Materials provided.

——

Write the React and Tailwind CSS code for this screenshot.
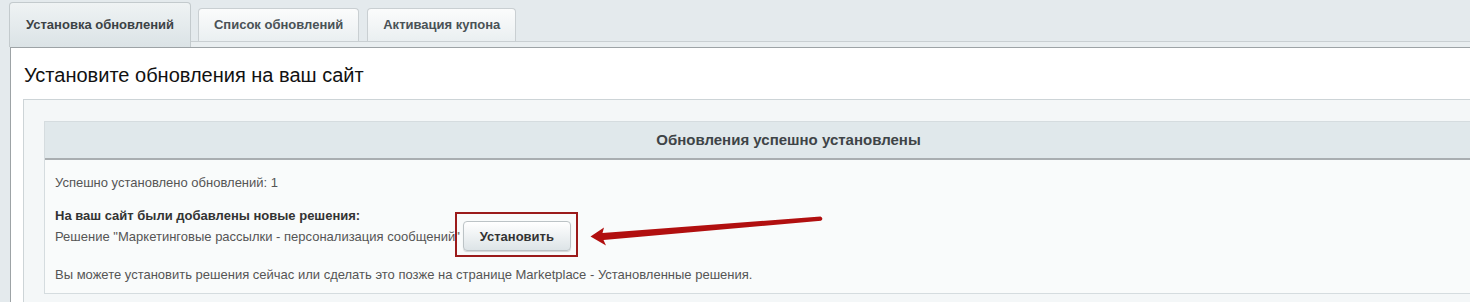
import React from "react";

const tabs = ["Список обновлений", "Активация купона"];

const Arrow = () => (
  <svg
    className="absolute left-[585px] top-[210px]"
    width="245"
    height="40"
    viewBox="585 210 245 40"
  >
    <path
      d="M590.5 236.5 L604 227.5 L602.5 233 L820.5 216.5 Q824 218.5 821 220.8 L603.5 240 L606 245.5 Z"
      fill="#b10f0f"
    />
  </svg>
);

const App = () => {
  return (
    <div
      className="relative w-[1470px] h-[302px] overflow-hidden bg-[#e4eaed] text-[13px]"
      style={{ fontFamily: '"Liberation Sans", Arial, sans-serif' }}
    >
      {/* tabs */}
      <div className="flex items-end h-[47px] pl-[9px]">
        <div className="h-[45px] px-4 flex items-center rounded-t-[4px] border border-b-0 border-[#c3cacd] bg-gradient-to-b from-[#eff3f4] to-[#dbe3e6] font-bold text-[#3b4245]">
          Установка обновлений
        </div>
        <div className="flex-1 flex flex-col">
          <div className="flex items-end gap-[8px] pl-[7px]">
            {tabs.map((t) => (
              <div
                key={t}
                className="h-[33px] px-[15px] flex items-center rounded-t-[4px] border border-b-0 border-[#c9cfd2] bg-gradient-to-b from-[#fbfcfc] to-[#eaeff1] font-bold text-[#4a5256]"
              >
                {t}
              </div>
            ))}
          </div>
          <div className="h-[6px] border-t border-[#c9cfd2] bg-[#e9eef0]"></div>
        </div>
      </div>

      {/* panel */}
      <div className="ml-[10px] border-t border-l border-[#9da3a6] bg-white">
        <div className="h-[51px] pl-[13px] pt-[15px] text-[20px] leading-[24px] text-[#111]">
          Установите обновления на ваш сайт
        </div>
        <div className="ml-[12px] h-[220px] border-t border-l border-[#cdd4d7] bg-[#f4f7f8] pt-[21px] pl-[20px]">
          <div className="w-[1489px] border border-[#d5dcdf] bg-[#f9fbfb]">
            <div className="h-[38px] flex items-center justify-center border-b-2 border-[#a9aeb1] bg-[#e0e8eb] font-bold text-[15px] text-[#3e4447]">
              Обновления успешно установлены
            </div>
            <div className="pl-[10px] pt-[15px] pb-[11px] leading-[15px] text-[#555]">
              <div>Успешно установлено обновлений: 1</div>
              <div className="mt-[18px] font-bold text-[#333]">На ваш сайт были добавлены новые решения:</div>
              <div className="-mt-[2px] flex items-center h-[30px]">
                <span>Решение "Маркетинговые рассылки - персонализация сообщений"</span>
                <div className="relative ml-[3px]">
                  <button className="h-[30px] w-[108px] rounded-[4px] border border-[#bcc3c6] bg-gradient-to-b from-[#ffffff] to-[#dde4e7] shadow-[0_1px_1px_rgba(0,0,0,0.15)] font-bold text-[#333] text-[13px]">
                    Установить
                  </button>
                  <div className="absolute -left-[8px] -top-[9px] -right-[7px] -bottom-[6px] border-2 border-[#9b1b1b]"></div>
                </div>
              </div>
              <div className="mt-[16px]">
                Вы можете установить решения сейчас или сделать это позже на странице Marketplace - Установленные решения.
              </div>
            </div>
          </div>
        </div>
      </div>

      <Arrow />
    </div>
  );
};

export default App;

——

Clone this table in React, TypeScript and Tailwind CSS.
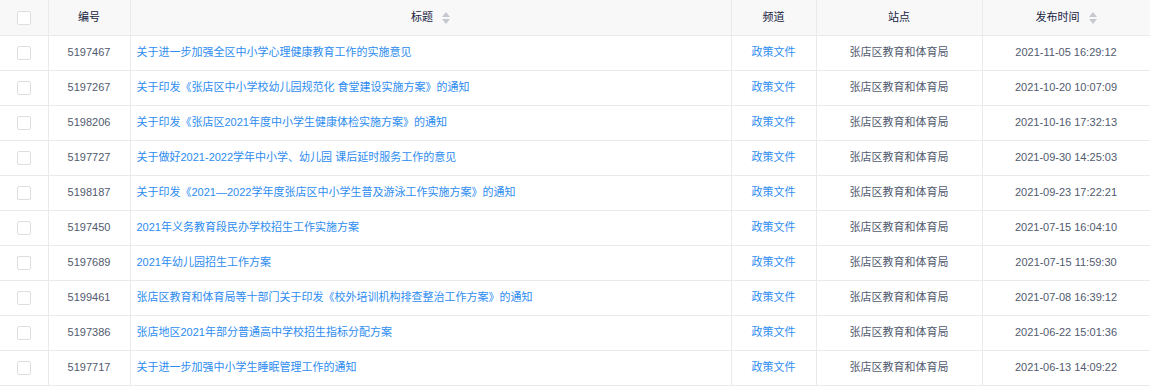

——

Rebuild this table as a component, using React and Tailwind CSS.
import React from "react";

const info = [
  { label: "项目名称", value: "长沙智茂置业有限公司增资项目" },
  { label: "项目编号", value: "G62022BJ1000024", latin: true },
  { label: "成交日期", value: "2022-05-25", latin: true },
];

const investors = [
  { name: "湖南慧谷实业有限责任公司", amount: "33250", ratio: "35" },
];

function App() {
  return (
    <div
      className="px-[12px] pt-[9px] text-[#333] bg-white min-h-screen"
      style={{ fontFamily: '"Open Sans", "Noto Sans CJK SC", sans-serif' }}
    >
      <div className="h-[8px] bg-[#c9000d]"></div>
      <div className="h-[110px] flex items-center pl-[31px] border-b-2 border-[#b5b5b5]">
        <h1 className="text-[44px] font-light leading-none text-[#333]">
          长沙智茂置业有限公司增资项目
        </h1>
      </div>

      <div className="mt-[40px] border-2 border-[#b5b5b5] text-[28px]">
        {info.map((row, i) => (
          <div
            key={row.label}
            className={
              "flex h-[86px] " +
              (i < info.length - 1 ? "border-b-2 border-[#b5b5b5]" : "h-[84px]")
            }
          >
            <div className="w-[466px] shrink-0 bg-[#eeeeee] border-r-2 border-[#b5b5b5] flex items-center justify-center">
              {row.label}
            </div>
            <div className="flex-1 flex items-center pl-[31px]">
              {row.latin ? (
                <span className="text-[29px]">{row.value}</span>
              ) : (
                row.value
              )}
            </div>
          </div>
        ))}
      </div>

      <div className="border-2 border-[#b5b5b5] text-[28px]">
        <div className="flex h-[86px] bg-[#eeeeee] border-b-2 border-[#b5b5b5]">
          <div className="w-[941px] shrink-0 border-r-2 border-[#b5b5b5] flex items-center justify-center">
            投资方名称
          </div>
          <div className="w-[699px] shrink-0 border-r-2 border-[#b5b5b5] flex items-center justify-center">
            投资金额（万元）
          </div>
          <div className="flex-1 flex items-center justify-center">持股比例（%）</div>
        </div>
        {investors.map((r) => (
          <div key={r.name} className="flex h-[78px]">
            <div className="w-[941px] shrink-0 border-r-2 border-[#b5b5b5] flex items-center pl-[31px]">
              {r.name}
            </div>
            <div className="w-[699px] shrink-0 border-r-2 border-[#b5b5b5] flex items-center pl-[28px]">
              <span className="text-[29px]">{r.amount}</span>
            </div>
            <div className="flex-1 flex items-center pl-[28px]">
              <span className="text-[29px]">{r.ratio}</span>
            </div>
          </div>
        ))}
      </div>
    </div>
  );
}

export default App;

——

Task to carry out.
Take each line containing the string "table" and copy it out.

Complete response.
Clone this table in React, TypeScript and Tailwind CSS.
Rebuild this table as a component, using React and Tailwind CSS.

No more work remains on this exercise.